Withum’s report on Motive’s financial statements as of December 31, 2021 and 2020 and the related statements of operations, changes in stockholders’ equity and cash flows for the year ended December 31, 2021 and the period from September 28, 2020 (inception) through December 31, 2020 did not contain any adverse opinion or disclaimer of opinion, nor were they qualified or modified as to uncertainty, audit scope or accounting principles except that the report of Withum on Motive’s financial statements contained an explanatory paragraph which noted that there was substantial doubt as to Motive’s ability to continue as a going concern as Motive’s cash and working capital as of December 31, 2021 were not sufficient to complete its planned activities.
During the period from September 28, 2020 (inception) through December 31, 2021, there were no: (i) disagreements with Withum on any matter of accounting principles or practices, financial statement disclosures or audited scope or procedures, which if not resolved to Withum’s satisfaction, would have caused Withum to make reference to the subject matter of the disagreement in connection with its report or (ii) reportable events as defined in Item 304(a)(1)(v) of Regulation S-K under the Exchange Act.
During the year period from September 28, 2020 (inception) to December 31, 2020 and the year ended December 31, 2021, Motive did not consult E&Y with respect to either (i) the application of accounting principles to a specified transaction, either completed or proposed; or the type of audit opinion that might be rendered on Motive’s financial statements, and no written report or oral advice was provided to Motive by E&Y that E&Y concluded was an important factor considered by Motive in reaching a decision as to the accounting, auditing or financial reporting issue; or (ii) any matter that was either the subject of a disagreement, as that term is described in Item 304(a)(1)(iv) of Regulation S-K under the Exchange Act and the related instructions to Item 304 of Regulation S-K under the Exchange Act, or a reportable event, as that term is defined in Item 304(a)(1)(v) of Regulation S-K under the Exchange Act.

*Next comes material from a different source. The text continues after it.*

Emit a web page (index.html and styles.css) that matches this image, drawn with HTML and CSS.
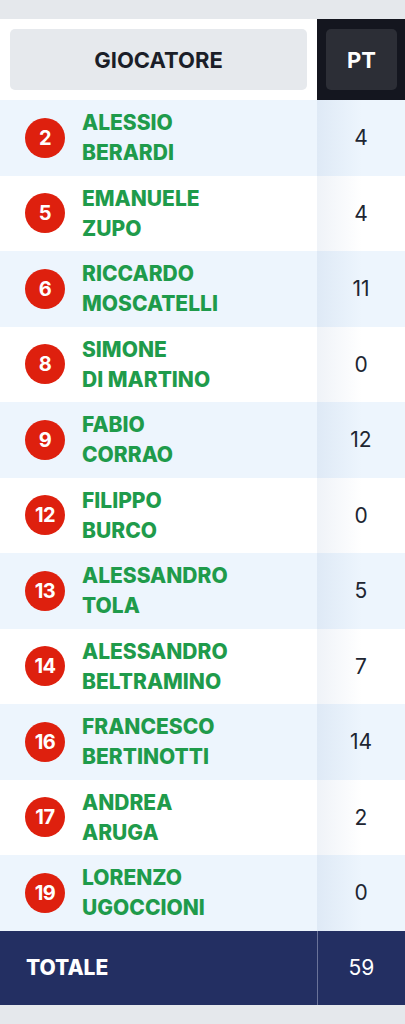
FILE: index.html
```html
<!DOCTYPE html>
<html lang="it">
<head>
<meta charset="utf-8">
<link rel="stylesheet" href="styles.css">
</head>
<body>
<div class="table">
  <div class="head">
    <div class="hcell-left"><div class="hbtn">GIOCATORE</div></div>
    <div class="hcell-right"><div class="hbtn dark">PT</div></div>
  </div>
  <div class="row alt"><div class="player"><span class="badge">2</span><span class="name">ALESSIO<br>BERARDI</span></div><div class="pts">4</div></div>
  <div class="row"><div class="player"><span class="badge">5</span><span class="name">EMANUELE<br>ZUPO</span></div><div class="pts">4</div></div>
  <div class="row alt"><div class="player"><span class="badge">6</span><span class="name">RICCARDO<br>MOSCATELLI</span></div><div class="pts">11</div></div>
  <div class="row"><div class="player"><span class="badge">8</span><span class="name">SIMONE<br>DI MARTINO</span></div><div class="pts">0</div></div>
  <div class="row alt"><div class="player"><span class="badge">9</span><span class="name">FABIO<br>CORRAO</span></div><div class="pts">12</div></div>
  <div class="row"><div class="player"><span class="badge">12</span><span class="name">FILIPPO<br>BURCO</span></div><div class="pts">0</div></div>
  <div class="row alt"><div class="player"><span class="badge">13</span><span class="name">ALESSANDRO<br>TOLA</span></div><div class="pts">5</div></div>
  <div class="row"><div class="player"><span class="badge">14</span><span class="name">ALESSANDRO<br>BELTRAMINO</span></div><div class="pts">7</div></div>
  <div class="row alt"><div class="player"><span class="badge">16</span><span class="name">FRANCESCO<br>BERTINOTTI</span></div><div class="pts">14</div></div>
  <div class="row"><div class="player"><span class="badge">17</span><span class="name">ANDREA<br>ARUGA</span></div><div class="pts">2</div></div>
  <div class="row alt"><div class="player"><span class="badge">19</span><span class="name">LORENZO<br>UGOCCIONI</span></div><div class="pts">0</div></div>
  <div class="total">
    <div class="tlabel">TOTALE</div>
    <div class="tpts">59</div>
  </div>
</div>
</body>
</html>
```
FILE: styles.css
```css
* { box-sizing: border-box; }
html, body { margin: 0; padding: 0; }
body {
  background: #e5e8ec;
  font-family: Inter, "Noto Sans", sans-serif;
  width: 405px;
  height: 1024px;
  overflow: hidden;
}
.table {
  margin-top: 19px;
}
.head {
  display: grid;
  grid-template-columns: 317px 88px;
  height: 81px;
}
.hcell-left {
  background: #ffffff;
  padding: 10px 10px 10px 10px;
}
.hcell-right {
  background: #14161f;
  padding: 10px 8px 10px 9px;
}
.hbtn {
  height: 61px;
  border-radius: 5px;
  background: #e6e9ed;
  display: flex;
  align-items: center;
  justify-content: center;
  font-weight: 700;
  font-size: 22px;
  color: #1b1e28;
}
.hbtn.dark {
  background: #2c2e36;
  color: #ffffff;
}
.row {
  display: grid;
  grid-template-columns: 317px 88px;
  height: 75.5px;
  background: #ffffff;
}
.row.alt { background: #edf5fd; }
.player {
  display: flex;
  align-items: center;
  padding-left: 25px;
  gap: 17px;
}
.badge {
  width: 40px;
  height: 40px;
  border-radius: 50%;
  background: #de200e;
  color: #ffffff;
  font-weight: 700;
  font-size: 20px;
  display: flex;
  align-items: center;
  justify-content: center;
  flex: none;
  letter-spacing: -0.5px;
}
.name {
  color: #1f9b4b;
  font-weight: 800;
  font-size: 21px;
  line-height: 30px;
  margin-top: 1px;
}
.pts {
  display: flex;
  align-items: center;
  justify-content: center;
  font-size: 21px;
  color: #202531;
  background: linear-gradient(to right, rgba(30, 80, 150, 0.07), rgba(30, 80, 150, 0) 45px);
}
.total {
  display: grid;
  grid-template-columns: 317px 88px;
  height: 74px;
  background: #232f62;
  color: #ffffff;
}
.tlabel {
  display: flex;
  align-items: center;
  padding-left: 26px;
  font-weight: 800;
  font-size: 21px;
}
.tpts {
  display: flex;
  align-items: center;
  justify-content: center;
  font-size: 21px;
  border-left: 1px solid #6a7399;
}
```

The Company has provided Withum with a copy of the disclosures made by the Company in response to this Item 4.01 and has requested that Withum furnish the Company with a letter addressed to the SEC stating whether it agrees with the statements made by the registrant in response to Item 304(a) and, if not, stating the respects in which it does not agree. A letter from Withum is attached as Exhibit 16.1 to this Report.
Item 5.01 Changes in Control of Registrant.
The disclosure set forth under the Introductory Note and in Item 2.01 of this Report, relating to the Closing of the Business Combination, is incorporated herein by reference.
Item 5.02 Departure of Directors or Certain Officers; Election of Directors; Appointment of Certain Officers; Compensatory Arrangements of Certain Officers.
Executive Officers and Directors
As previously reported on the Company’s Current Report on Form 8-K filed with the SEC on March 22, 2022, in connection with the consummation of the Business Combination, each of Jill M. Considine, Stephen C. Daffron, Dina Dublon, Rob Heyvaert, Paula Madoff and Kristy Trieste resigned as directors of Motive, effective as of the Closing, except in the case of Ms. Dublon, whose resignation became effective on March 20, 2022, and Blythe Masters and Kristy Trieste resigned from all officer positions at Motive and its Subsidiaries, effective as of the Closing.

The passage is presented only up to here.